Inflated ranking: How on earth was Vera Zvonareva ranked no. 2 as recently as the US Open? The Russian, who now sits at no. 7, finished the round-robin stage with a mediocre 1-2 record. Somehow she qualifyied for the semifinals thanks to a count-back technicality, but it was there that she was comprehensively outplayed by Vika on Saturday, a player she had won six of her last nine matches against. With the emotional, mentally-fragile Vera of old resurfacing in Istanbul, the chances of her repeating her major final appearances of 2010 and re-ascending the rankings ladder in 2012 seem increasingly slim.

Tight battles: While it may not have been the best quality tennis ever staged, the championships produced some resounding battles that thrilled the fans in Istanbul. In the round robin stage, Zvonareva and Wozniacki fought out a tough three-set match on the second night of the event, and the next day, Zvonareva again found herself in a three-set fight, blowing a 5-3 final set lead and match points to hand Agniezska Radwanksa a 1-6, 6-2, 7-5 win that featured several rallies worthy of the highlight reel. The final weekend was no different: Kvitova came through roller-coaster affairs against Sam Stosur in the semis and Vika in the final, defeating both in dramatic three-set contests.

Success story: More than 13,000 spectators reportedly packed into the Sinan Erdem Dome for the final, continuing a run of impressive crowds that attended each session. The support for the championships in Turkey was one of the bigger stories of the week and was pleasantly surprising given the event’s prior flops in Los Angeles, Madrid and Doha. With a state-of the-art venue, knowledgeable and enthusiastic crowds and an atmosphere the players relished, the unofficial “fifth major” has had some of its former glory restored and appears to be in good hands for the next two years in Istanbul.

So what’s next? The stories and results from this year’s championships have left us with many tantalising questions heading into the 2012 season. Will the young brigade of Kvitova, Azarenka, Wozniacki and Radwanska continue to flourish when the established greats — Serena, Kim, Venus and Maria — return to the tour fresh and healthy? More specifically, how will Kvitova’s impressive game stack up against a fully-fit Serena or Clijsters? Will Azarenka continue her steady improvement and eventually capture a major title?

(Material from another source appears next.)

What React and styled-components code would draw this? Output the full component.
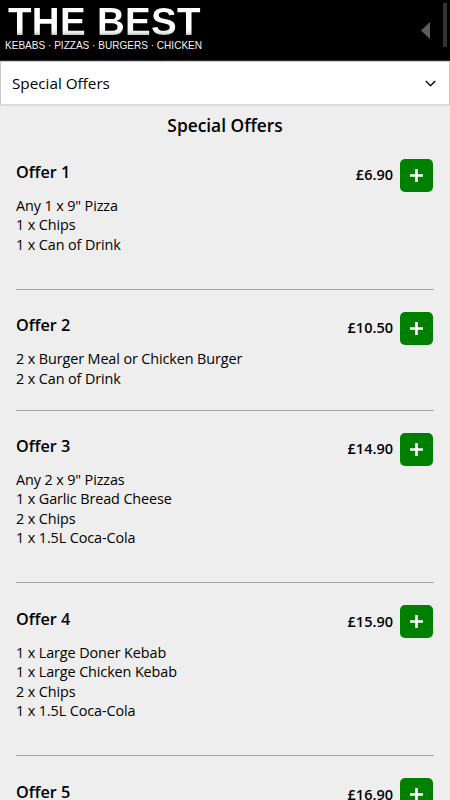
import React from "react";
import styled, { createGlobalStyle } from "styled-components";

const GlobalStyle = createGlobalStyle`
  * {
    box-sizing: border-box;
  }

  body {
    margin: 0;
    height: 800px;
    overflow: hidden;
    background: #eeeeee;
    color: #000;
    font-family: "Open Sans", sans-serif;
  }
`;

const Header = styled.header`
  display: flex;
  justify-content: space-between;
  height: 61px;
  background: #000;
  border-bottom: 1px solid #333;
`;

const Brand = styled.div`
  padding: 3px 0 0 5px;
  font-family: "Liberation Sans", Arial, sans-serif;
  white-space: nowrap;
`;

const BrandName = styled.div`
  padding-left: 3px;
  font-size: 38.5px;
  font-weight: 700;
  line-height: 37px;
  letter-spacing: 0.3px;
  color: transparent;
  background: linear-gradient(#fff 70%, #e8e8e8 80%, #aaa 90%);
  background-clip: text;
`;

const Tagline = styled.div`
  font-size: 10.05px;
  line-height: 11px;
  color: #f2f2f2;
`;

const HeaderTools = styled.div`
  display: flex;
  gap: 13px;
  padding: 3px 3px 0 0;
`;

const BackArrow = styled.svg`
  width: 9px;
  height: 17px;
  margin-top: 19px;
  fill: #5c5c5c;
`;

const ScrollThumb = styled.div`
  width: 4px;
  height: 44px;
  background: #333;
`;

const CategorySelect = styled.button`
  display: flex;
  align-items: center;
  justify-content: space-between;
  width: 100%;
  height: 45px;
  padding: 0 13px 0 11px;
  background: #fff;
  border: 1px solid #c8c8c8;
  border-bottom: 2px solid #dcdcdc;
  font-family: inherit;
  font-size: 15.25px;
  color: #000;
`;

const Chevron = styled.svg`
  width: 11px;
  height: 7px;
  fill: none;
  stroke: #111;
  stroke-width: 1.5;
`;

const Menu = styled.main`
  padding: 0 16px;
`;

const MenuTitle = styled.h2`
  height: 30.6px;
  margin: 0;
  padding-top: 7.4px;
  font-size: 17.35px;
  font-weight: 600;
  line-height: 24px;
  text-align: center;
`;

const OfferItem = styled.section`
  padding: 22px 0 ${({ $spaced }) => ($spaced ? "34.4px" : "21.2px")};
  border-bottom: 1px solid #a5a5a5;
`;

const OfferHead = styled.div`
  display: flex;
  align-items: center;
  height: 33px;
  padding-right: 1px;
`;

const OfferName = styled.h3`
  flex: 1;
  margin: 0;
  padding-bottom: 6.4px;
  font-size: 16.2px;
  font-weight: 600;
  line-height: 22px;
`;

const Price = styled.span`
  margin-right: 7px;
  padding-bottom: 1.6px;
  font-size: 14.5px;
  font-weight: 600;
`;

const AddButton = styled.button`
  display: flex;
  align-items: center;
  justify-content: center;
  width: 33px;
  height: 33px;
  padding: 0;
  border: 0;
  border-radius: 5px;
  background: #008000;
`;

const PlusIcon = styled.svg`
  width: 13px;
  height: 13px;
  stroke: #fff;
  stroke-width: 2.6;
`;

const OfferLines = styled.ul`
  margin: 0;
  padding: 4.2px 0 0;
  list-style: none;
  font-size: 14.4px;
  line-height: 19.6px;
  letter-spacing: -0.11px;
`;

const offers = [
  {
    name: "Offer 1",
    price: "£6.90",
    spaced: true,
    lines: ['Any 1 x 9" Pizza', "1 x Chips", "1 x Can of Drink"],
  },
  {
    name: "Offer 2",
    price: "£10.50",
    lines: ["2 x Burger Meal or Chicken Burger", "2 x Can of Drink"],
  },
  {
    name: "Offer 3",
    price: "£14.90",
    spaced: true,
    lines: [
      'Any 2 x 9" Pizzas',
      "1 x Garlic Bread Cheese",
      "2 x Chips",
      "1 x 1.5L Coca-Cola",
    ],
  },
  {
    name: "Offer 4",
    price: "£15.90",
    spaced: true,
    lines: [
      "1 x Large Doner Kebab",
      "1 x Large Chicken Kebab",
      "2 x Chips",
      "1 x 1.5L Coca-Cola",
    ],
  },
  { name: "Offer 5", price: "£16.90", lines: [] },
];

function Offer({ name, price, lines, spaced }) {
  return (
    <OfferItem $spaced={spaced}>
      <OfferHead>
        <OfferName>{name}</OfferName>
        <Price>{price}</Price>
        <AddButton aria-label={`Add ${name}`}>
          <PlusIcon viewBox="0 0 13 13">
            <path d="M6.5 0v13M0 6.5h13" />
          </PlusIcon>
        </AddButton>
      </OfferHead>
      <OfferLines>
        {lines.map((line) => (
          <li key={line}>{line}</li>
        ))}
      </OfferLines>
    </OfferItem>
  );
}

function App() {
  return (
    <>
      <GlobalStyle />
      <Header>
        <Brand>
          <BrandName>THE BEST</BrandName>
          <Tagline>KEBABS · PIZZAS · BURGERS · CHICKEN</Tagline>
        </Brand>
        <HeaderTools>
          <BackArrow viewBox="0 0 9 17">
            <path d="M9 0v17L0 8.5z" />
          </BackArrow>
          <ScrollThumb />
        </HeaderTools>
      </Header>
      <CategorySelect>
        Special Offers
        <Chevron viewBox="0 0 11 7">
          <path d="M0.8 1L5.5 5.7L10.2 1" />
        </Chevron>
      </CategorySelect>
      <Menu>
        <MenuTitle>Special Offers</MenuTitle>
        {offers.map((offer) => (
          <Offer key={offer.name} {...offer} />
        ))}
      </Menu>
    </>
  );
}

export default App;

Will Li Na rediscover her confidence in time for the Australian circuit, where she’s defending a truckload of points? Will Wozniacki continue to cling to her no. 1 ranking or will she be usurped by bolder, more aggressive shotmakers? Will more decisive action finally be taken on the grunting issue, in the face of increasing complaints and media coverage? And will the WTA unearth a dominant player to bring stability to an erratic, unpredictable tour? Stay tuned …

Matt Trollope began covering tennis in 2008, a natural extension of his childhood obsession for the game that included hitting for countless hours against his bedroom wall and self-producing and editing a fictitious tennis magazine. Based in Melbourne, he has covered four Australian Opens and one Wimbledon championship, and his tennis writing has featured in Australian Tennis Magazine, the Australian Open Official Program, and Alpha Magazine.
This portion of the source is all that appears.